The data is then converted from pdf to csv format using the Tabula Tool
tenders <- fread("D:\\Backup\\SUTD\\HASS\\Maps 1\\Labs\\Lab 9\\02221-Lab9\\tabula-tender-bids-from-mar-2012-to-jan-2017.csv" , header = F, fill = T)
# Setting fill = True will fill empty rows or columns if there are weird breaks in the dataset
As the dataset obtained from tabula is not properly formatted and 100% correct, some work to clean up the dataset has to be done.
# The following will set the headers of the csv in the order of the vector given
# This allows for easy reference to the columns
colnames(tenders) <- c("centre","stall","area","trade","bid","month")

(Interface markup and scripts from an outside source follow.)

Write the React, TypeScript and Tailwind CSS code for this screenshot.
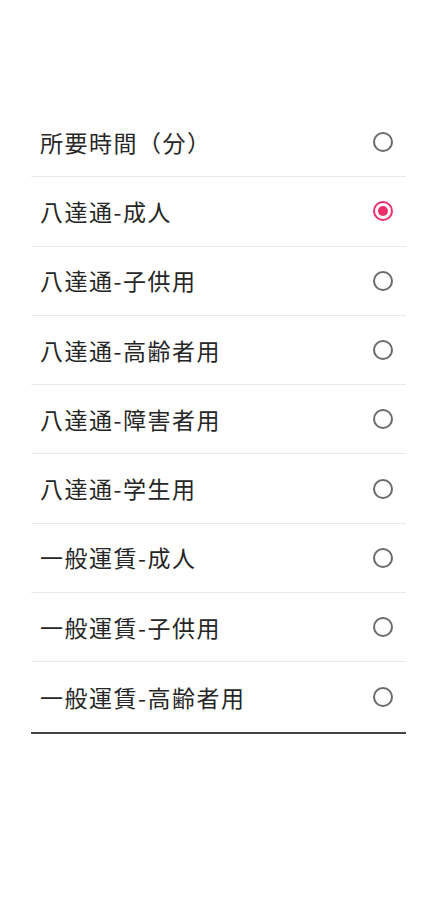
import React from "react";

const items = [
  "所要時間（分）",
  "八達通-成人",
  "八達通-子供用",
  "八達通-高齢者用",
  "八達通-障害者用",
  "八達通-学生用",
  "一般運賃-成人",
  "一般運賃-子供用",
  "一般運賃-高齢者用",
];

export default function App() {
  const selected = 1;
  return (
    <div
      className="w-[438px] h-[900px] bg-white"
      style={{ fontFamily: '"Noto Sans CJK JP", "Noto Sans", sans-serif' }}
    >
      <div className="pt-[108px] pl-[31px] pr-[32px]">
        <div className="border-b-2 border-[#444]">
          {items.map((label, i) => (
            <div
              key={label}
              className={`h-[69.3px] flex items-center justify-between pl-[9px] pr-[13px] ${
                i < items.length - 1 ? "border-b border-[#e9e9e9]" : ""
              }`}
            >
              <span className="text-[23px] leading-none text-[#262626] tracking-[1.5px]">{label}</span>
              {i === selected ? (
                <span className="w-[20px] h-[20px] rounded-full border-2 border-[#ec2f6b] flex items-center justify-center">
                  <span className="w-[10px] h-[10px] rounded-full bg-[#ec2f6b]" />
                </span>
              ) : (
                <span className="w-[20px] h-[20px] rounded-full border-2 border-[#6b6b6b]" />
              )}
            </div>
          ))}
        </div>
      </div>
    </div>
  );
}
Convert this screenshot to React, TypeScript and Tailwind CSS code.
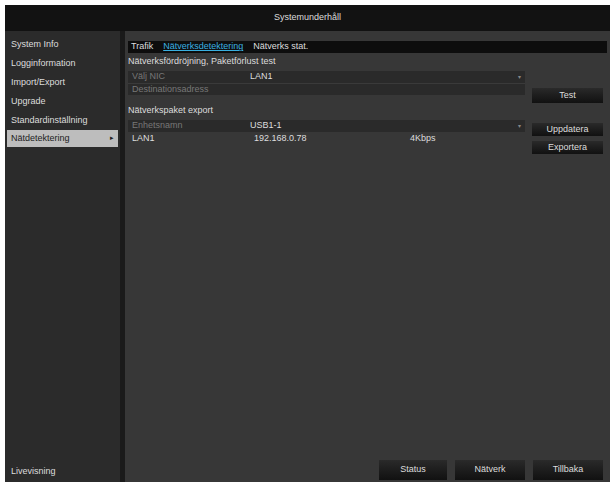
export default function App() {
  const btn = "flex items-center justify-center bg-gradient-to-b from-[#2a2a2a] to-[#111] text-[#ddd] text-[9px]";
  return (
    <div className="w-[615px] h-[484px] bg-white pt-[5px] px-[5px] pb-[2px]" style={{ fontFamily: '"Liberation Sans", Arial, sans-serif' }}>
      <div className="h-full flex flex-col bg-[#1a1a1a]">
        <div className="h-[26px] bg-[#121212] flex items-center justify-center text-[#ddd] text-[9px]">Systemunderhåll</div>
        <div className="flex-1 flex gap-[5px]">
          <div className="w-[115px] bg-[#2b2b2b] flex flex-col pt-[4px] text-[#ddd] text-[9px]">
            {["System Info", "Logginformation", "Import/Export", "Upgrade", "Standardinställning"].map(t => (
              <div key={t} className="h-[19px] flex items-center px-[6px]">{t}</div>
            ))}
            <div className="h-[17px] mx-[2px] bg-[#bdbdbd] text-[#222] flex items-center justify-between px-[4px]"><span>Nätdetektering</span><span className="text-[7px]">▸</span></div>
            <div className="flex-1" />
            <div className="h-[20px] flex items-center px-[6px]">Livevisning</div>
          </div>
          <div className="flex-1 bg-[#373737] flex flex-col px-[3px] pt-[10px] pb-[2px] text-[9px] text-[#ddd]">
            <div className="h-[12px] bg-[#0d0d0d] flex items-center gap-[10px] px-[3px]">
              <span>Trafik</span>
              <span className="text-[#3ab0e0] underline">Nätverksdetektering</span>
              <span>Nätverks stat.</span>
            </div>
            <div className="flex">
              <div className="flex-1 flex flex-col">
                <div className="h-[18px] flex items-center">Nätverksfördröjning, Paketförlust test</div>
                <div className="h-[12px] bg-[#2a2a2a] flex items-center justify-between px-[4px]"><span className="flex"><span className="w-[118px] text-[#777]">Välj NIC</span><span>LAN1</span></span><span className="text-[6px] text-[#888]">▾</span></div>
                <div className="h-[12px] bg-[#2a2a2a] flex items-center px-[4px] border-t border-[#3a3a3a]"><span className="text-[#777]">Destinationsadress</span></div>
                <div className="h-[24px] flex items-end pb-[2px]">Nätverkspaket export</div>
                <div className="h-[12px] mt-[1px] bg-[#2a2a2a] flex items-center justify-between px-[4px]"><span className="flex"><span className="w-[118px] text-[#777]">Enhetsnamn</span><span>USB1-1</span></span><span className="text-[6px] text-[#888]">▾</span></div>
                <div className="h-[14px] flex items-center px-[4px]"><span className="w-[122px]">LAN1</span><span className="w-[156px]">192.168.0.78</span><span>4Kbps</span></div>
              </div>
              <div className="w-[82px] flex flex-col pl-[7px] pr-[4px]">
                <div className={btn + " h-[15px] mt-[35px]"}>Test</div>
                <div className={btn + " h-[13px] mt-[20px]"}>Uppdatera</div>
                <div className={btn + " h-[13px] mt-[5px]"}>Exportera</div>
              </div>
            </div>
            <div className="flex-1" />
            <div className="flex justify-end gap-[8px] pr-[4px]">
              <div className={btn + " w-[68px] h-[20px]"}>Status</div>
              <div className={btn + " w-[70px] h-[20px]"}>Nätverk</div>
              <div className={btn + " w-[70px] h-[20px]"}>Tillbaka</div>
            </div>
          </div>
        </div>
      </div>
    </div>
  );
}
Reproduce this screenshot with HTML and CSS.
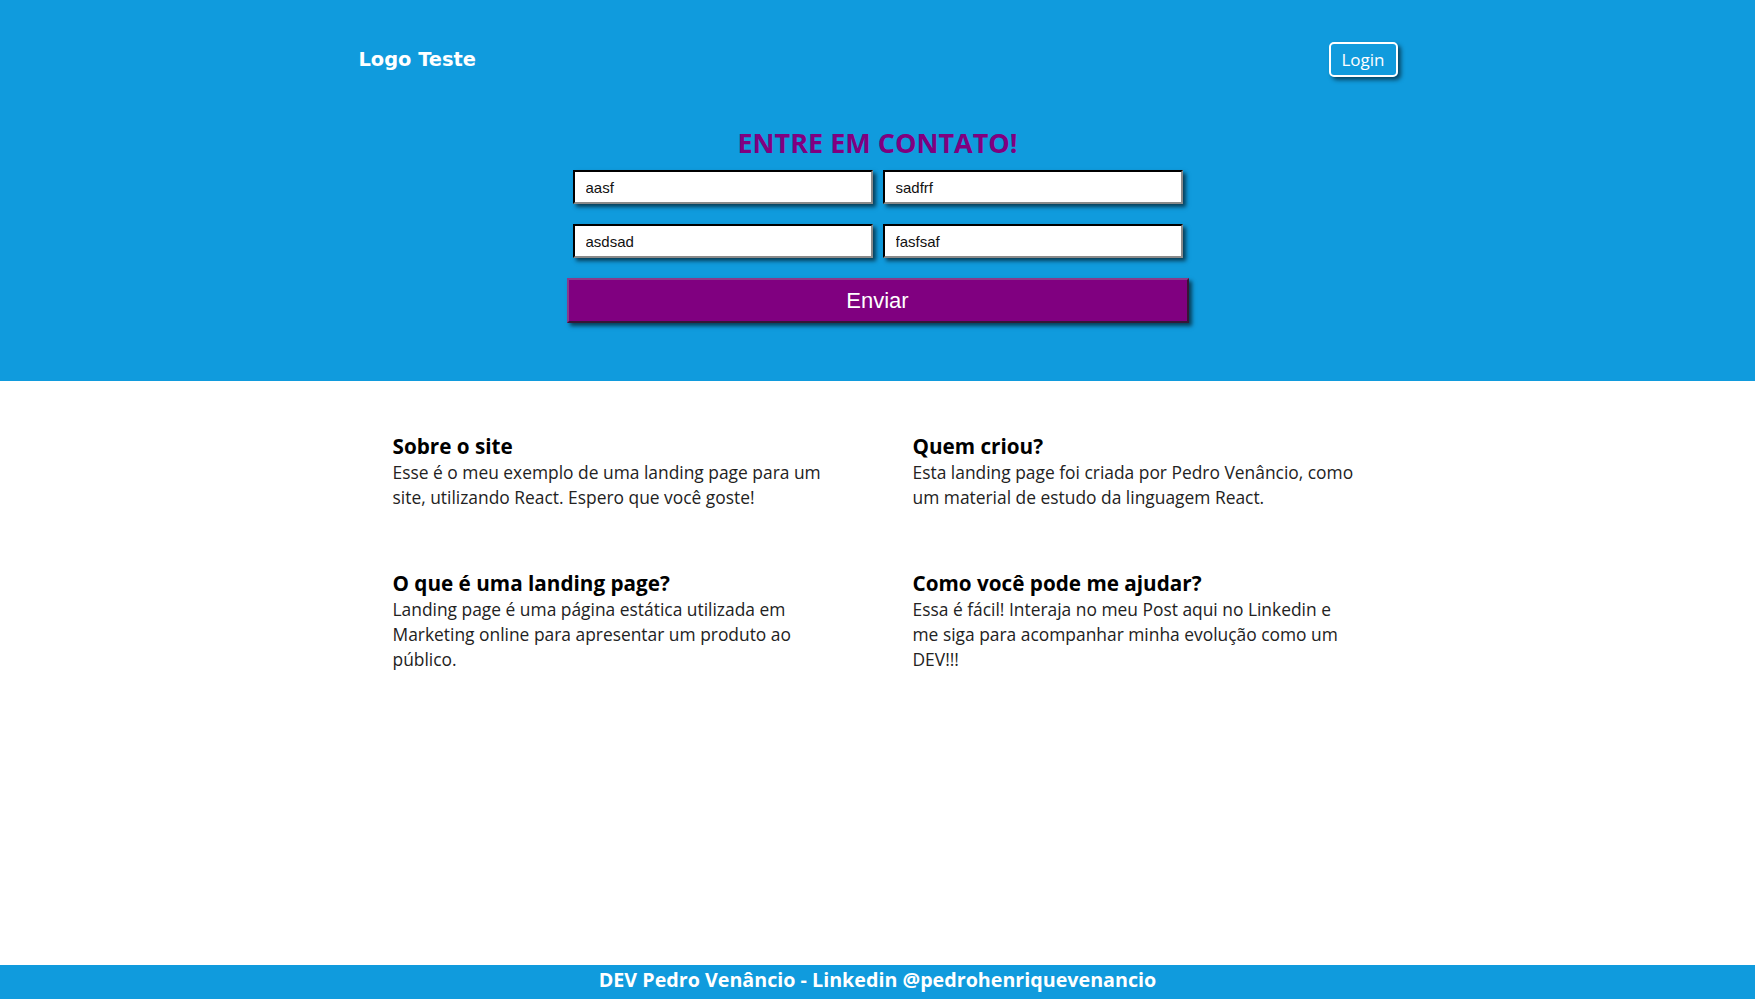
FILE: index.html
```html
<!DOCTYPE html>
<html lang="pt-BR">
<head>
<meta charset="utf-8">
<title>Landing Page</title>
<link rel="stylesheet" href="styles.css">
</head>
<body>
<div class="page">
  <header class="hero">
    <nav class="nav">
      <span class="logo">Logo Teste</span>
      <button class="login" type="button">Login</button>
    </nav>
    <h1 class="title">ENTRE EM CONTATO!</h1>
    <form class="contact">
      <div class="fields">
        <input class="field" type="text" value="aasf">
        <input class="field" type="text" value="sadfrf">
        <input class="field" type="text" value="asdsad">
        <input class="field" type="text" value="fasfsaf">
      </div>
      <button class="send" type="button">Enviar</button>
    </form>
  </header>
  <main class="info">
    <section class="item">
      <h3 class="item-title">Sobre o site</h3>
      <p class="item-text">Esse é o meu exemplo de uma landing page para um site, utilizando React. Espero que você goste!</p>
    </section>
    <section class="item">
      <h3 class="item-title">Quem criou?</h3>
      <p class="item-text">Esta landing page foi criada por Pedro Venâncio, como um material de estudo da linguagem React.</p>
    </section>
    <section class="item">
      <h3 class="item-title">O que é uma landing page?</h3>
      <p class="item-text">Landing page é uma página estática utilizada em Marketing online para apresentar um produto ao público.</p>
    </section>
    <section class="item">
      <h3 class="item-title">Como você pode me ajudar?</h3>
      <p class="item-text">Essa é fácil! Interaja no meu Post aqui no Linkedin e me siga para acompanhar minha evolução como um DEV!!!</p>
    </section>
  </main>
  <footer class="footer">DEV Pedro Venâncio - Linkedin @pedrohenriquevenancio</footer>
</div>
</body>
</html>
```
FILE: styles.css
```css
* { box-sizing: border-box; }
html, body { margin: 0; padding: 0; }
body {
  font-family: "Open Sans", "Noto Sans", sans-serif;
  background: #ffffff;
}
.page {
  min-height: 100vh;
  display: flex;
  flex-direction: column;
}
.hero {
  background: #109bdd;
  height: 381px;
  padding-top: 42px;
}
.nav {
  width: 1040px;
  margin: 0 auto;
  height: 35px;
  display: flex;
  align-items: center;
  justify-content: space-between;
}
.logo {
  font-family: "DejaVu Sans", Verdana, sans-serif;
  font-weight: bold;
  font-size: 19.4px;
  color: #ffffff;
  padding-left: 1px;
}
.login {
  width: 69px;
  height: 35px;
  border: 2px solid #ffffff;
  border-radius: 5px;
  background: transparent;
  color: #ffffff;
  font-family: "Open Sans", sans-serif;
  font-size: 17px;
  padding: 0;
  box-shadow: 3px 3px 4px rgba(0, 0, 0, 0.55);
}
.title {
  margin: 47px 0 0;
  text-align: center;
  color: #800080;
  font-size: 27px;
  line-height: 38px;
  font-weight: 700;
}
.contact {
  width: 622px;
  margin: 8px auto 0;
  display: flex;
  flex-direction: column;
  align-items: center;
}
.fields {
  display: grid;
  grid-template-columns: 300px 300px;
  column-gap: 10px;
  row-gap: 20px;
}
.field {
  height: 34px;
  width: 300px;
  border: 2px inset #767676;
  border-top-color: #1d2b33;
  border-left-color: #1d2b33;
  border-right-color: #8a8a8a;
  border-bottom-color: #8a8a8a;
  padding: 0 11px;
  font-family: "Liberation Sans", Arial, sans-serif;
  font-size: 15px;
  color: #111;
  background: #fff;
  box-shadow: 3px 3px 4px rgba(0, 0, 0, 0.6);
}
.send {
  margin-top: 20px;
  width: 622px;
  height: 45px;
  background: #800080;
  color: #ffffff;
  border: 2px outset #8a3b8a;
  font-family: "Liberation Sans", Arial, sans-serif;
  font-size: 22px;
  box-shadow: 3px 3px 4px rgba(0, 0, 0, 0.6);
}
.info {
  flex: 1;
  width: 1040px;
  margin: 0 auto;
  padding-top: 51px;
  display: grid;
  grid-template-columns: 520px 520px;
  row-gap: 59px;
  align-content: start;
}
.item {
  padding: 0 40px 0 35px;
}
.item-title {
  margin: 0;
  font-size: 20.7px;
  line-height: 28px;
  font-weight: 700;
  color: #000;
}
.item-text {
  margin: 0;
  font-size: 17.4px;
  line-height: 25px;
  color: #222;
}
.footer {
  height: 34px;
  background: #109bdd;
  color: #ffffff;
  font-weight: 700;
  font-size: 19.7px;
  line-height: 30px;
  text-align: center;
}
```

# Removes the empty rows that happens after every row with values
tenders <- tenders[centre != "" ,] # Only select rows in tenders with non-empty values
# Remove the separator in the dataset to separate between cooked food and lock-up stalls
# tenders <- tenders[centre != "LOCK-UP STALLS", ] # This is 1 alternative
tenders <- tenders[!1135,] # Removes row 1135 which is where the separator is
# Another class - Market Stall at 1749 after remonving above separator
tenders <- tenders[!1749]
# to fix mis-aligned data using R:
tofix <- tenders[month=="",] # Create a new data table with all the entries with empty months
tofix[,c("month","bid","trade","area"):=list(bid,trade,area,stall),] # Reassigns "month"->"bid" etc...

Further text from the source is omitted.